IF: After I had read the books I wrote a letter to Gary telling him how much I wanted to be in the movie. And I ended up getting a call to audition for Katniss, and I’m fourteen – so way too young. And I kind of knew that going in, I was like “Eh, this isn’t going to happen.” But I really do want to be in the movie and so two weeks pass and I got a call saying “We’d love for you to come in and read for Clove.” So I reread the book again and did a little bit of research, not as much as I did when I got the part. I think about a month passed and I got the call when I was at a cafe with my mom. I started crying because I was so happy and my mom’s sitting there laughing at me and pointing. [laughs]
Interviewer: [to Hutcherson] I want to talk about you and Jennifer. She was talking about how she likes straightforward direction. You seem like you fit Peeta’s character so well, how did you, Jennifer and Gary work together to create those relationships?
JH: I think that, for me, when I’m acting I really like to think about what the character’s really saying and what the character’s really feeling. What’s going through his head. Because I know that right now when I’m talking to people I am thinking things and that’s creating how I’m saying what I’m saying. Gary spoke with me in that way which was very subtextual and very much talking about what the characters were feeling and what they had just gone through and what they were about to go through. For me, that’s the direction I love.
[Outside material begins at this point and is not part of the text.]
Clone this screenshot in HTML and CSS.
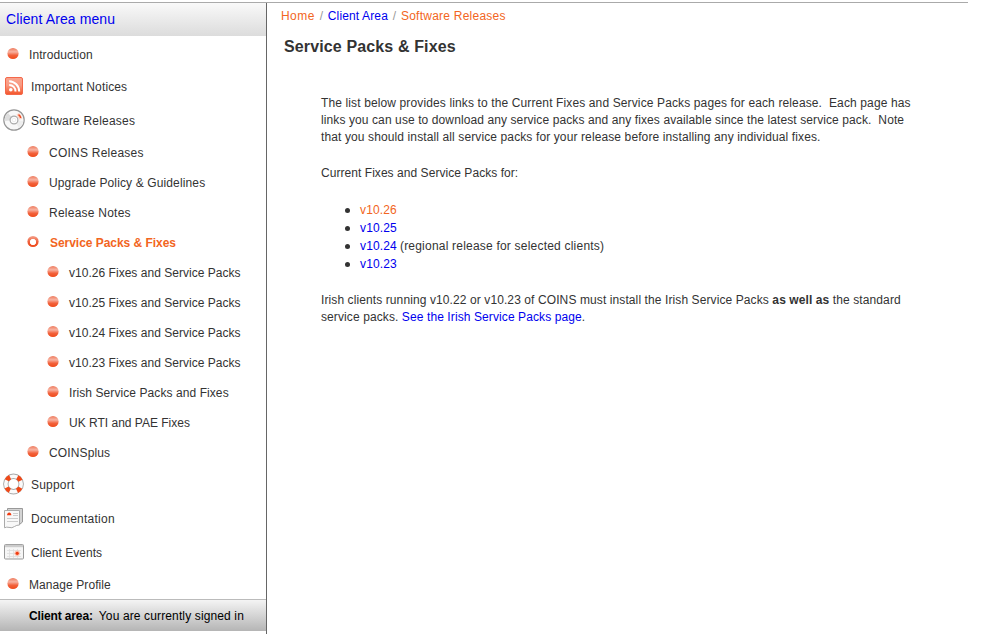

Jennifer I think prefers more of a “Turn your head this way, look over here, open your eyes.” And it’s funny how different it is, and I don’t work well at all like that! Just different styles. But Gary was great at adapting to each of our needs as actors and able to kind of feel us out and see what we responded to.
But it was a very collaborative relationship. If I didn’t think something feels right then we’d talk about it and figure it out and either he’d come to my side or I’d come to his or we’d do it both ways and just see which one ended up working out in the long run.